Brief: In the listing below, find the line with "import React from", then repeat exactly every line from the top through that one.

Data section:
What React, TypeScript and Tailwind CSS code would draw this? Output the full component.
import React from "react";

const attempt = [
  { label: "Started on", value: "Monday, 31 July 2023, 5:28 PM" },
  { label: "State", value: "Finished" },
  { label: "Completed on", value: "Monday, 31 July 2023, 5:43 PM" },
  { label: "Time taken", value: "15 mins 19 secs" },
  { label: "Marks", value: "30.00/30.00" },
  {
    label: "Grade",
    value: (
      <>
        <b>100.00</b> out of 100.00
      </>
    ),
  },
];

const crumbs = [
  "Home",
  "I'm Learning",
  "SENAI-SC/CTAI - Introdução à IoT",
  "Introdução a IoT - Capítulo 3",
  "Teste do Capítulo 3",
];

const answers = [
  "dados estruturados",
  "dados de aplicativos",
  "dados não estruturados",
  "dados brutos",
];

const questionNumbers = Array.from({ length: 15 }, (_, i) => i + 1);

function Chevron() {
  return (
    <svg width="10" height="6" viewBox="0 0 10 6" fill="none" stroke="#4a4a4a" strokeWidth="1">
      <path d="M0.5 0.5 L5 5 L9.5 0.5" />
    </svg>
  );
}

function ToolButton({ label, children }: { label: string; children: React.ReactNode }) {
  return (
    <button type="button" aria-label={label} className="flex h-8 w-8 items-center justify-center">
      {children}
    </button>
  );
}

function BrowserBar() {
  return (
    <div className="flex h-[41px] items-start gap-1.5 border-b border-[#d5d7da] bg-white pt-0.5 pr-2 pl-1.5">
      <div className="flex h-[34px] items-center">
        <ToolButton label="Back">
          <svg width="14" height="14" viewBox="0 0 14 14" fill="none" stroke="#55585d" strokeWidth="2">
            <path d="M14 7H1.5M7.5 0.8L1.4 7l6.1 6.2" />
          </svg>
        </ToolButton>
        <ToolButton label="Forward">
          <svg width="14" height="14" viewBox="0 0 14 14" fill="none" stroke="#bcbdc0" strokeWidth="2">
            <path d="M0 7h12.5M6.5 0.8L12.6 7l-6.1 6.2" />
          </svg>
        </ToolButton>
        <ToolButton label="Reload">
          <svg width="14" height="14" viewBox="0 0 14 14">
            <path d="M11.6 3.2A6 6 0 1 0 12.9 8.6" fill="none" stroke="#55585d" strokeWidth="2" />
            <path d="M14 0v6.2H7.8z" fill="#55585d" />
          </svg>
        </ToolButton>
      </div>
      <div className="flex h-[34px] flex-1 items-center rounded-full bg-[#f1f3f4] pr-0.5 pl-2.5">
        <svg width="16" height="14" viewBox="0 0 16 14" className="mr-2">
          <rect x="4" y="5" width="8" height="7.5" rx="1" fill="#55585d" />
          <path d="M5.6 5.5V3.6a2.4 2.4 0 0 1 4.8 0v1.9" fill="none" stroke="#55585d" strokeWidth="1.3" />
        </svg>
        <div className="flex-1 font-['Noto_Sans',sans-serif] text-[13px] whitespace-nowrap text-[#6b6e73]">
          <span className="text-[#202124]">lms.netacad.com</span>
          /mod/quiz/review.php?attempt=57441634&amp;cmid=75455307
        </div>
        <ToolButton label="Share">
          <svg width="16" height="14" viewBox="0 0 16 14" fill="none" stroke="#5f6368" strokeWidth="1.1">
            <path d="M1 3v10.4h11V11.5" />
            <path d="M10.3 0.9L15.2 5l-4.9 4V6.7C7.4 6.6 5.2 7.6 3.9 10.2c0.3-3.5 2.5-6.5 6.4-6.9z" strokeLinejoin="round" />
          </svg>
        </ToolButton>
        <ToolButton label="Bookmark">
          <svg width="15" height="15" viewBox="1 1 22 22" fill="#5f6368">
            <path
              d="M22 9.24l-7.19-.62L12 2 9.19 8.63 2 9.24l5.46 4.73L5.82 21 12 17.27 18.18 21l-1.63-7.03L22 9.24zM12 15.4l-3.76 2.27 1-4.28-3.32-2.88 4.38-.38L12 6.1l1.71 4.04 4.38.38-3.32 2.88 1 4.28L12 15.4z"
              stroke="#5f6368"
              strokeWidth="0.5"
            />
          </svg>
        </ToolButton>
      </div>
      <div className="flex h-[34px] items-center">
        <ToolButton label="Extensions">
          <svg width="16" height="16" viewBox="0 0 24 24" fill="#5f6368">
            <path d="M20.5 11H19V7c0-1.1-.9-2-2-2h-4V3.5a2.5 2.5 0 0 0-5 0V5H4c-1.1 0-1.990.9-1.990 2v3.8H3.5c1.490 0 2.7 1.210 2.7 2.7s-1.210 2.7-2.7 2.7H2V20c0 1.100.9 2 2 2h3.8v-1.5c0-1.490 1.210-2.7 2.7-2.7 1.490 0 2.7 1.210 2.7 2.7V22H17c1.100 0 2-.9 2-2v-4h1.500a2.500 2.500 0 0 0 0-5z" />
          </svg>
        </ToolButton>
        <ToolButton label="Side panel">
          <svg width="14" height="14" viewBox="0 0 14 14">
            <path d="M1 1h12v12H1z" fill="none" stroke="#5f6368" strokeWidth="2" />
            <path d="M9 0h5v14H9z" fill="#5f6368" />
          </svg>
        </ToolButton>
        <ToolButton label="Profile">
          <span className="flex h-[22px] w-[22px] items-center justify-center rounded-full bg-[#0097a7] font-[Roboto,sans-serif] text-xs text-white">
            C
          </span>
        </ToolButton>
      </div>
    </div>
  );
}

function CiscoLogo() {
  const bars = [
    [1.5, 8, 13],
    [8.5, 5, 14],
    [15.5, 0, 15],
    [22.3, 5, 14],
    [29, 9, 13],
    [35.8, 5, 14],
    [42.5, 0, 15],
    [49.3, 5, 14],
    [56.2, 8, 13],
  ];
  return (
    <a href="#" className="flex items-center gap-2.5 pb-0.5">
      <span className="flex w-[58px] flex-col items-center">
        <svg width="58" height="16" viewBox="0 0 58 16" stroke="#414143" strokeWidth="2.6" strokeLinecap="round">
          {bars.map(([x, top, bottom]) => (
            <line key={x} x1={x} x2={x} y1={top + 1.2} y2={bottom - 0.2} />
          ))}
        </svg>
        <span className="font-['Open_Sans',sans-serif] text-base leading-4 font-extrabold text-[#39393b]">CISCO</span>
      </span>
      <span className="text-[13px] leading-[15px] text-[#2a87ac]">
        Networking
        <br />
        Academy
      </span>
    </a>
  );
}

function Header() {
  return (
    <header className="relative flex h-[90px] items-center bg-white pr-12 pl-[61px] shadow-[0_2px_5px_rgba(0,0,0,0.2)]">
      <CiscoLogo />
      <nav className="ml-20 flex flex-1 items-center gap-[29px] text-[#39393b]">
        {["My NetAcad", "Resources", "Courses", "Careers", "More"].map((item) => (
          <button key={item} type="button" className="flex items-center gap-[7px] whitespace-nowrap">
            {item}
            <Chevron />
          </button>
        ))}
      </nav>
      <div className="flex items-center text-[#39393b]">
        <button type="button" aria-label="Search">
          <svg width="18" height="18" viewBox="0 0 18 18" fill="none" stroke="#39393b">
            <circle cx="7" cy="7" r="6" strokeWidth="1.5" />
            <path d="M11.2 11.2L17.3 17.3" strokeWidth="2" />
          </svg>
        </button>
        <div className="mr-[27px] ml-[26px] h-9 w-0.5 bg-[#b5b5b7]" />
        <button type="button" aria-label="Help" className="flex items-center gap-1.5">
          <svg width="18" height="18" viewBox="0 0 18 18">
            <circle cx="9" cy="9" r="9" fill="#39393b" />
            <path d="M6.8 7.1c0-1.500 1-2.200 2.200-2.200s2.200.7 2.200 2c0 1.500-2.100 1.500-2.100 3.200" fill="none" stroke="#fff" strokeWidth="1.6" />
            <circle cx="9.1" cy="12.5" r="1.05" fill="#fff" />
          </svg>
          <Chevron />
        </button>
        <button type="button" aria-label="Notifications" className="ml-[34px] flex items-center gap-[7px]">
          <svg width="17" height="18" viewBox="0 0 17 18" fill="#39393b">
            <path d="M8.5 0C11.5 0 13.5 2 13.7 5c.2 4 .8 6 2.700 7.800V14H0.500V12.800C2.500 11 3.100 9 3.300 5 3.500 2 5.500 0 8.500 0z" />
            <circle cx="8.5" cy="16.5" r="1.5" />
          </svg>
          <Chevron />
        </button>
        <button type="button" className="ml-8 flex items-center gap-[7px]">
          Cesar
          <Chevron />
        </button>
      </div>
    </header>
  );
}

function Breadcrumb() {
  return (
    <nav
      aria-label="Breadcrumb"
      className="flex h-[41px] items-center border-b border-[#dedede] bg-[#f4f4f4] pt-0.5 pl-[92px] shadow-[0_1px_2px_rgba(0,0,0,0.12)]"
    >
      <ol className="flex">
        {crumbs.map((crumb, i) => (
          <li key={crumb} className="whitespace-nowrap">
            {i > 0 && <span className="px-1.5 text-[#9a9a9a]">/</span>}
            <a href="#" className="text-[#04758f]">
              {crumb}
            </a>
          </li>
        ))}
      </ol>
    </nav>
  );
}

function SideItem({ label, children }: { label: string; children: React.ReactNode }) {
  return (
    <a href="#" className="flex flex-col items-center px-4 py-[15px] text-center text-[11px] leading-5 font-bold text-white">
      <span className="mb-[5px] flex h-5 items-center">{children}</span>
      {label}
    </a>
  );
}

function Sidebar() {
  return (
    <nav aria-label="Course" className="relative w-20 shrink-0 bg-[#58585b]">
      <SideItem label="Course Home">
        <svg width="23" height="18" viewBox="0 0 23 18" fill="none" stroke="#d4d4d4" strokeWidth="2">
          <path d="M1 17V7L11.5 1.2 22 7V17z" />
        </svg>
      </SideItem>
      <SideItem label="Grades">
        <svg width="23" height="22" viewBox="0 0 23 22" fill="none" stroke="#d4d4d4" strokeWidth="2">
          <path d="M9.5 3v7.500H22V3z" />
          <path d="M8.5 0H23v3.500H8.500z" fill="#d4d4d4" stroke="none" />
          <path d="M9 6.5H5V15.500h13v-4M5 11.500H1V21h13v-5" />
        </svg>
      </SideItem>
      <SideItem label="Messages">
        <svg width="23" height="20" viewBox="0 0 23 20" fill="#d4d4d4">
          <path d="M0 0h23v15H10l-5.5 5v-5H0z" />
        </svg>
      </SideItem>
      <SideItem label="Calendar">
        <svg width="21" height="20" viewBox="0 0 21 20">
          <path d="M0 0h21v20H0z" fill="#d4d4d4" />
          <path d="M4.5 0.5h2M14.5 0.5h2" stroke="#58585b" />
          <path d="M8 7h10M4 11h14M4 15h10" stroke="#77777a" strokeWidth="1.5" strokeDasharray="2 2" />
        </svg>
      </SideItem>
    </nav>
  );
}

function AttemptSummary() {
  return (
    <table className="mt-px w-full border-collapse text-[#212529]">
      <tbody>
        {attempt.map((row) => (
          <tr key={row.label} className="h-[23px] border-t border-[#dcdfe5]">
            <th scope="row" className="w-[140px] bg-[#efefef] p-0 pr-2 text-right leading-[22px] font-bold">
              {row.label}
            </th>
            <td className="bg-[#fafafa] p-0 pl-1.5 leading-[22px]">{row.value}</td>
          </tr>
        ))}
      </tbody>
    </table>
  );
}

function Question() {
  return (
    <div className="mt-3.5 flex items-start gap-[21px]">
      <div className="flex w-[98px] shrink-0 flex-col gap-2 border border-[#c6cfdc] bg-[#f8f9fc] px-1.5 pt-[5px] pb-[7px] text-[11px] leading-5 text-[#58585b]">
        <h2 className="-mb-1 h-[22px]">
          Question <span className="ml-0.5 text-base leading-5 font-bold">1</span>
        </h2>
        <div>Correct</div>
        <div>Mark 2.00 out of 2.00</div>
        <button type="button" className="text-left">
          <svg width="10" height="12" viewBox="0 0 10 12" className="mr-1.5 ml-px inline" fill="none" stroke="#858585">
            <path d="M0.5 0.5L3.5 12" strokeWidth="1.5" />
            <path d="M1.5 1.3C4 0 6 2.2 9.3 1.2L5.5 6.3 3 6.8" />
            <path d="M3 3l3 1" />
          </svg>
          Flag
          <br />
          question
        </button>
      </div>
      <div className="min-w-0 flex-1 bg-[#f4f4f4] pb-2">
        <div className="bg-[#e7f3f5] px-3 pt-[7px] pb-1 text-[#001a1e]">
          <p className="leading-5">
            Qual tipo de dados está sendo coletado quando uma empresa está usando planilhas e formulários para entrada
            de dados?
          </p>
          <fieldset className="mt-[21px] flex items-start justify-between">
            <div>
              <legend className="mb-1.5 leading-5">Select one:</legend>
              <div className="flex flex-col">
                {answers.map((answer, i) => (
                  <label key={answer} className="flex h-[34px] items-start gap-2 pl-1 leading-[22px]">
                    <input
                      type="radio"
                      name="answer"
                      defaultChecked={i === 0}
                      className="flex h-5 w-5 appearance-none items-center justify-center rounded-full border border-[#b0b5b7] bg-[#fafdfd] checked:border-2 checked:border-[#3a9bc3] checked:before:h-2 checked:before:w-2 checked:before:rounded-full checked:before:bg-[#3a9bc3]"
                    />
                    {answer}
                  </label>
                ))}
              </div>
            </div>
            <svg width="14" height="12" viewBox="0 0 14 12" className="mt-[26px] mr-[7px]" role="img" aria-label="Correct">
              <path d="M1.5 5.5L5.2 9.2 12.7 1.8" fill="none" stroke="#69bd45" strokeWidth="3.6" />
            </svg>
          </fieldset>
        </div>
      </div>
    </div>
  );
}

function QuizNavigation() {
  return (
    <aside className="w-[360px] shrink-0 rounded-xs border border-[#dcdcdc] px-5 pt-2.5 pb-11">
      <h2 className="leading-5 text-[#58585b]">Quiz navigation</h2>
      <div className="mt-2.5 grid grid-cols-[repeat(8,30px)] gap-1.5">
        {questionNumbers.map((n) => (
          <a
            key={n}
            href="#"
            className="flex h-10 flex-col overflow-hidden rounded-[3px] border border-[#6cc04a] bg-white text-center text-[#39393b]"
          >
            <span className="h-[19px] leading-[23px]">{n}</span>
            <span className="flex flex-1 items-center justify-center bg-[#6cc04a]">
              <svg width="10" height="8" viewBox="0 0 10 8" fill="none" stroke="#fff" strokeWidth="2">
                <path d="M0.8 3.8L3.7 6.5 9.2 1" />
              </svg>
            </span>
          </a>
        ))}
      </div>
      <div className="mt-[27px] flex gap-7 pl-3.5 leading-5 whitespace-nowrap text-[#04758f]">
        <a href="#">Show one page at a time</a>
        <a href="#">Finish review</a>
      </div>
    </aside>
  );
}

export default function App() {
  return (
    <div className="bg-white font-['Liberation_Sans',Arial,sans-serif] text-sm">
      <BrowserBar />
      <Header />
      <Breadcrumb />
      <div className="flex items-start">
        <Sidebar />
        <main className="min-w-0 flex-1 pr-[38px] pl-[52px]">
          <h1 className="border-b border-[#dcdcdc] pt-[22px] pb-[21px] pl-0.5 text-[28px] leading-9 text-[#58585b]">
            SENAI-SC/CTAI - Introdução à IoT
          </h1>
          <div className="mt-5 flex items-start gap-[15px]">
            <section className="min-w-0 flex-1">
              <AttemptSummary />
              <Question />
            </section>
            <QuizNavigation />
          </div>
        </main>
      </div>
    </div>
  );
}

Expected output:
What React, TypeScript and Tailwind CSS code would draw this? Output the full component.
import React from "react";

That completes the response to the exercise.